Percentage change in both mean unfolding force and tandem events versus percentage change in helix content using 37°C as the reference temperature. The weakly nonlinear relationship for change in force is fitted with a second-order polynomial function.

FIGURE 5

Energetic comparison between AFM and CD. (A) Low and high temperature free energy landscapes for protein unfolding, with the unfolded state free energy used as a reference. (B) The temperature-dependent change in folding-unfolding free energy difference (ΔΔG) for both CD and AFM. 23°C is used as reference.

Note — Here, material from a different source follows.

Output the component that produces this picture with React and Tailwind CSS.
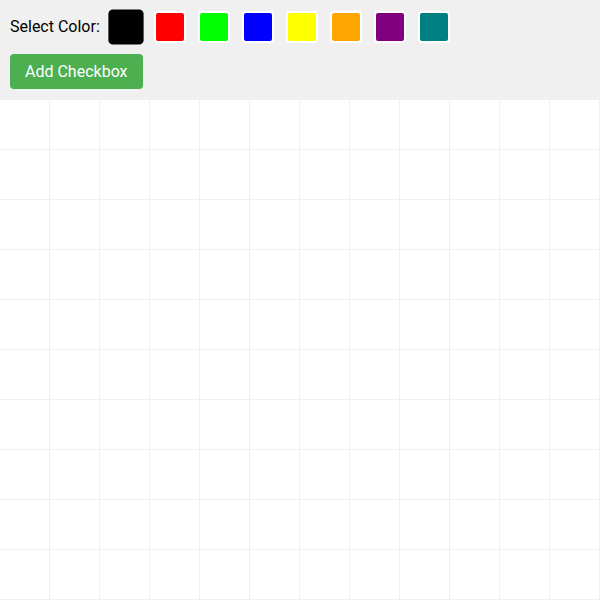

Both calculations clearly show decreases in ΔΔG with temperature, emphasizing the increased tendency to unfold at higher temperature.

FIGURE 6

Nonlinear correlations between the red cell's shear elastic modulus and both ΔΔG and unfolding force, F. The elastic modulus, μ, data is extracted from Waugh and Evans (1979) and plotted against ΔΔG and unfolding forces from these AFM results. The reference temperature for ΔΔG is 10°C. Each data point is labeled with the temperature at which the data was extracted. The inset shows that, with increasing temperature, the relative length (ΔΔG/Δμ)^1/2 also increases, representing increased unfolding of spectrin repeats in the heated cell membrane.